To love truffles is to revel in contrast. White or black? European or American? Infused or shaved? Pigs or dogs? Just an earthborne fungus or the most nuanced, enchanting, provocative, exalted food on Earth?
You may already be quite familiar with truffles, those decadent black Périgords from France or the luxurious Italian whites from Alba; the fungi that the famed gastronome Jean Anthelme Brillat-Savarin once claimed were the diamonds of the kitchen.
If so, then you can appreciate their ethereal aromas and euphoric flavor (and stratospheric prices)—but I learned something that might rock your gustatory world. I discovered something better growing in the dense, coastal, evergreen forests of Oregon. And aside from a handful of locals (and maybe Sasquatch) nobody knows about these hidden treasures … and they just may incite Oregon’s next Gold Rush.
Regardless of established French and Italian renown, let me declare with confidence that the Willamette Valley is one of the world’s best truffle regions. But this shouldn’t come as much surprise. America is maturing gastronomically. Our wines have bested France’s most vaunted, time and again. We are excelling in craft beer, cheese, and charcuterie, and Americans now roast the best coffee and cacao beans in the world. Indeed, we have mastered many techniques in creating the finest drinks and foodstuffs gourmands have ever known. And now, we might also possess one of gastronomy’s finest raw materials.

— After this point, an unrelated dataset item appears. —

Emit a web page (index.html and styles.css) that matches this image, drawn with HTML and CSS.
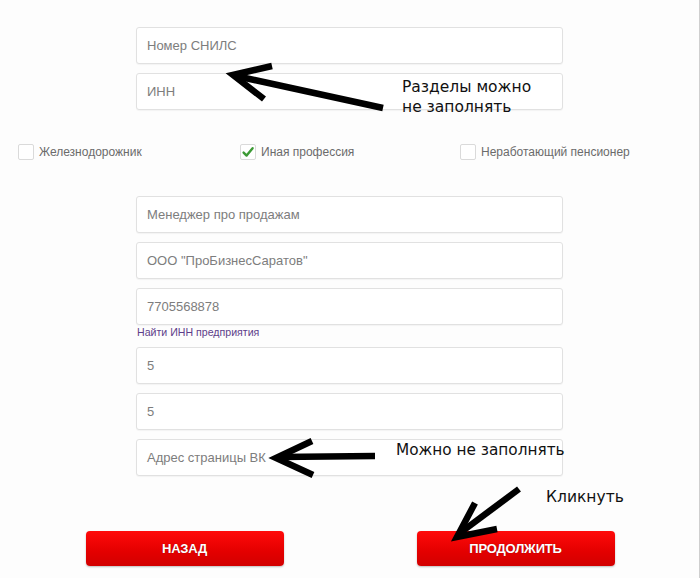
FILE: index.html
```html
<!DOCTYPE html>
<html lang="ru">
<head>
<meta charset="utf-8">
<title>Анкета</title>
<link rel="stylesheet" href="styles.css">
</head>
<body>
<div class="page">
  <div class="fields fields-top">
    <div class="input">Номер СНИЛС</div>
    <div class="input">ИНН</div>
  </div>

  <div class="checks">
    <label class="check"><span class="box"></span><span class="check-label">Железнодорожник</span></label>
    <label class="check"><span class="box checked"><svg viewBox="0 0 16 16" width="16" height="16"><path d="M3.6 8.6 L6.6 11.6 L12.6 4.2" fill="none" stroke="#3c9a35" stroke-width="2.4" stroke-linecap="round" stroke-linejoin="round"/></svg></span><span class="check-label">Иная профессия</span></label>
    <label class="check"><span class="box"></span><span class="check-label">Неработающий пенсионер</span></label>
  </div>

  <div class="fields">
    <div class="input">Менеджер про продажам</div>
    <div class="input">ООО "ПроБизнесСаратов"</div>
    <div class="input-group">
      <div class="input">7705568878</div>
      <a class="link" href="#">Найти ИНН предприятия</a>
    </div>
    <div class="input">5</div>
    <div class="input">5</div>
    <div class="input">Адрес страницы ВК</div>
  </div>

  <div class="buttons">
    <div class="btn">НАЗАД</div>
    <div class="btn">ПРОДОЛЖИТЬ</div>
  </div>

  <svg class="arrows" viewBox="0 0 700 578" width="700" height="578">
    <g fill="none" stroke="#000" stroke-width="6.5" stroke-linejoin="miter">
      <line x1="383" y1="108" x2="236" y2="76"/>
      <polyline points="272,66 233,75 264,99"/>
      <line x1="375" y1="456" x2="279" y2="457"/>
      <polyline points="312,441 276,458 313,475"/>
      <line x1="519" y1="489" x2="460" y2="533"/>
      <polyline points="475,503 457,537 497,529"/>
    </g>
  </svg>
  <div class="note note-1">Разделы можно<br>не заполнять</div>
  <div class="note note-2">Можно не заполнять</div>
  <div class="note note-3">Кликнуть</div>
</div>
</body>
</html>
```

FILE: styles.css
```css
html, body {
  margin: 0;
  padding: 0;
  background: #fdfdfd;
}
body {
  font-family: "Liberation Sans", Arial, sans-serif;
}
.page {
  position: relative;
  width: 700px;
  height: 578px;
  border-right: 1px solid #cfcfcf;
  padding-top: 27px;
  box-sizing: border-box;
  overflow: hidden;
}
.fields {
  width: 427px;
  margin-left: 136px;
  display: flex;
  flex-direction: column;
  gap: 9px;
}
.input {
  height: 37px;
  box-sizing: border-box;
  border: 1px solid #e1e1e1;
  border-radius: 3px;
  background: #fff;
  box-shadow: 0 1px 1px rgba(0,0,0,0.04);
  padding-left: 10px;
  display: flex;
  align-items: center;
  font-size: 13px;
  color: #7d7d7d;
}
.input-group {
  display: flex;
  flex-direction: column;
}
.link {
  font-size: 10.6px;
  line-height: 14px;
  color: #5d3d8a;
  text-decoration: none;
  margin-bottom: -1px;
  padding-left: 1px;
}
.checks {
  display: grid;
  grid-template-columns: 222px 220px 220px;
  padding-left: 18px;
  margin-top: 34px;
  margin-bottom: 36px;
  height: 16px;
}
.check {
  display: flex;
  align-items: center;
  gap: 5px;
}
.box {
  width: 16px;
  height: 16px;
  box-sizing: border-box;
  border: 1px solid #dadada;
  border-radius: 2px;
  background: #fff;
  display: block;
}
.box svg {
  display: block;
  margin: -1px;
}
.check-label {
  font-size: 12px;
  color: #6b6b6b;
}
.buttons {
  display: flex;
  justify-content: center;
  gap: 133px;
  margin-top: 55px;
  padding-left: 1px;
}
.btn {
  width: 198px;
  height: 35px;
  border-radius: 4px;
  background: linear-gradient(#ff0a0a, #e30000 60%, #d20000);
  box-shadow: 0 1px 2px rgba(0,0,0,0.25);
  color: #fff;
  font-weight: bold;
  font-size: 13px;
  display: flex;
  align-items: center;
  justify-content: center;
  text-shadow: 0 0 1px rgba(80,0,0,0.6);
  letter-spacing: -0.2px;
}
.arrows {
  position: absolute;
  left: 0;
  top: 0;
  pointer-events: none;
}
.note {
  position: absolute;
  font-family: "DejaVu Sans", Verdana, sans-serif;
  font-size: 15.5px;
  line-height: 20px;
  color: #111;
}
.note-1 { left: 402px; top: 77px; }
.note-2 { left: 396px; top: 440px; font-size: 15.3px; }
.note-3 { left: 546px; top: 487px; }
```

I will concede, I’m somewhat new to truffles. I had just started to delve into the mystique of these culinary gems when I came across a food celebration in the Pacific Northwest that piqued my interest, the Oregon Truffle Festival. This food festival is unique for a few reasons, one being that it is so popular. I can’t recall any other multiday foodie jubilee that is held over two weekends in two different cities. The Oregon Truffle Festival, or OTF, is a concise and casual affair in and around Portland one weekend, and then a pull-out-all-the-stops extravaganza in Eugene during another. This celebration is also different in that it is held in the dead of winter. January seemed an odd month for fresh food revelry, but then again, no better way to kick-start the new year than with a food festival of unparalleled decadence. Besides, Mother Nature doesn’t cater to our convenience; when She says the food is ready to eat, then eat we shall. And for Oregon truffles, that means winter.

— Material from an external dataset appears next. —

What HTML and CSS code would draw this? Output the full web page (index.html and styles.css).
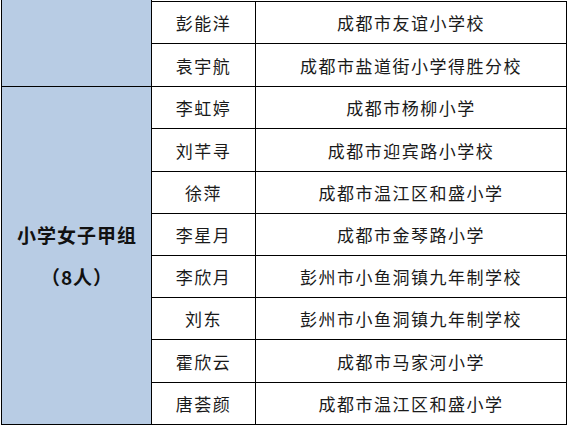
FILE: index.html
```html
<!DOCTYPE html>
<html lang="zh-CN">
<head>
<meta charset="utf-8">
<title>名单</title>
<link rel="stylesheet" href="styles.css">
</head>
<body>
<div class="sheet">
  <div class="group group-top"></div>
  <div class="group group-main"><span>小学女子甲组</span><span>（8人）</span></div>

  <div class="cell name first">彭能洋</div><div class="cell school first">成都市友谊小学校</div>
  <div class="cell name">袁宇航</div><div class="cell school">成都市盐道街小学得胜分校</div>
  <div class="cell name">李虹婷</div><div class="cell school">成都市杨柳小学</div>
  <div class="cell name">刘芊寻</div><div class="cell school">成都市迎宾路小学校</div>
  <div class="cell name">徐萍</div><div class="cell school">成都市温江区和盛小学</div>
  <div class="cell name">李星月</div><div class="cell school">成都市金琴路小学</div>
  <div class="cell name">李欣月</div><div class="cell school">彭州市小鱼洞镇九年制学校</div>
  <div class="cell name">刘东</div><div class="cell school">彭州市小鱼洞镇九年制学校</div>
  <div class="cell name">霍欣云</div><div class="cell school">成都市马家河小学</div>
  <div class="cell name">唐荟颜</div><div class="cell school">成都市温江区和盛小学</div>
</div>
</body>
</html>
```

FILE: styles.css
```css
* { box-sizing: border-box; }

html, body {
  margin: 0;
  padding: 0;
  background: #ffffff;
}

body {
  font-family: "Noto Sans CJK SC", "Noto Sans", sans-serif;
  color: #1a1a1a;
}

.sheet {
  margin-left: 1px;
  border-left: 1px solid #000;
  display: grid;
  grid-template-columns: 150px 104px 311px;
  grid-template-rows: 44px 43px 42px 43px 42px 42px 42px 42px 43px 42px;
  width: 566px;
}

.group {
  grid-column: 1;
  background: #b8cce4;
  border-right: 1px solid #000;
  border-bottom: 1px solid #000;
}

.group-top {
  grid-row: 1 / 3;
}

.group-main {
  grid-row: 3 / 11;
  display: flex;
  flex-direction: column;
  align-items: center;
  justify-content: center;
  font-weight: bold;
  font-size: 19px;
  letter-spacing: 1px;
  line-height: 42px;
  color: #111;
  padding-left: 1px;
}

.cell {
  display: flex;
  align-items: center;
  justify-content: center;
  border-right: 1px solid #000;
  border-bottom: 1px solid #000;
  font-size: 17px;
  letter-spacing: 1.5px;
  white-space: nowrap;
}

.name { grid-column: 2; }
.school { grid-column: 3; }

.first {
  margin-top: 1px;
  border-top: 1px solid #000;
}
```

The festival is also unique because of the diversity of guests it attracts: culinary artisans as well as scientists, locals and international visitors, jet-setting gourmands in natty attire alongside salt-of-the-earth growers donning flannel, denim, and muddy footwear. But the most conspicuous demographic amid the somewhat posh interior of the Eugene Hilton are those dressed in collars and fur coats: the shepherds, pointers, hounds, and retrievers.
THE TRUFFLE DOCTOR IS IN
I pulled into downtown Eugene and the weather was perfectly stereotypical for this time of year: cold, wet, and dreary. I checked into the hotel and then immediately sought one of the large conference rooms. I don’t usually attend food festivals carrying an attaché with notepads and reference materials and an audio recorder, but I had been told this first day of the festival was going to be a heady affair; not in a gastronomical sense but an intellectual one.

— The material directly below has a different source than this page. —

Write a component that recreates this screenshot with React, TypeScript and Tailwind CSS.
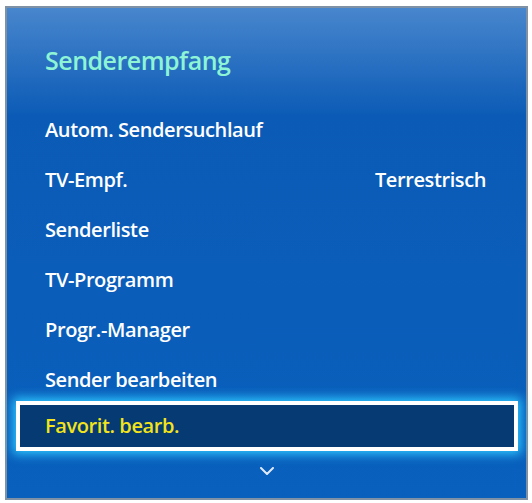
const items: { label: string; value?: string }[] = [
  { label: 'Autom. Sendersuchlauf' },
  { label: 'TV-Empf.', value: 'Terrestrisch' },
  { label: 'Senderliste' },
  { label: 'TV-Programm' },
  { label: 'Progr.-Manager' },
  { label: 'Sender bearbeiten' },
]

export default function App() {
  return (
    <div className="w-[532px] h-[503px] bg-white pt-[6px] pl-[5px] font-['Open_Sans',sans-serif]">
      <div className="w-[523px] h-[494px] border-2 border-[#7f91a4] bg-[linear-gradient(to_bottom,#4886cd_0%,#0b5bb6_22%,#0960bd_100%)] flex flex-col">
        {/* Title */}
        <div className="h-[97px] pl-[38px] pt-[37px]">
          <h1 className="text-[25px] leading-[30px] font-semibold text-[#8ef4d6] tracking-[-0.5px]">
            Senderempfang
          </h1>
        </div>

        {/* Items */}
        {items.map((it) => (
          <div key={it.label} className="h-[50px] flex items-center justify-between pl-[38px] pr-[40px]">
            <span className="text-[20px] font-semibold text-white tracking-[-0.4px]">{it.label}</span>
            {it.value && (
              <span className="text-[20px] font-semibold text-white tracking-[-0.4px]">{it.value}</span>
            )}
          </div>
        ))}

        {/* Selected item */}
        <div className="ml-[9px] mr-[8px] mt-[-4px] h-[50px] border-4 border-white bg-[#053a72] shadow-[0_0_10px_3px_#2ec8ff] flex items-center pl-[25px]">
          <span className="text-[20px] font-semibold text-[#f2e31c] tracking-[-0.4px]">Favorit. bearb.</span>
        </div>

        {/* Down arrow */}
        <div className="flex justify-center pt-[16px]">
          <svg width="14" height="8" viewBox="0 0 14 8" fill="none" stroke="#dfe9f7" strokeWidth="2" strokeLinecap="round" strokeLinejoin="round">
            <polyline points="1,1 7,7 13,1" />
          </svg>
        </div>
      </div>
    </div>
  )
}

I walked into the conference and took an aisle seat next to a red-haired retriever lying contently on the floor. Dr. Charles Lefevre had just finished his introductory remarks, acknowledging the list of distinguished speakers here today, though Lefevre is quite distinguished himself; well-known among truffle scientists and growers throughout the world. Two years before Charles completed his doctorate in forest mycology at Oregon State, a grower from Corvallis asked him if he could inoculate hazelnut seedlings with Tuber melanosporum—the delicious fungus gourmands know better as the French black truffle, or Périgord. Charles succeeded, which garnered the attention of the Los Angeles Times, thrusting him into the public spotlight. After the media splash that there might soon be a Périgord orchard on the West Coast, demand for truffle-inoculated saplings surged, and Lefevre founded New World Truffieres, a company that produces inoculated trees for truffle orchards throughout North America. The excitement continued to build. Soon Lefevre’s promising work was featured in the New Yorker, the New York Times, Discovery Channel, Forbes, Audubon, Smithsonian, and other notable periodicals.
Dr. Charles Lefevre inspects one of his recently inoculated saplings at the Oregon Truffle Festival.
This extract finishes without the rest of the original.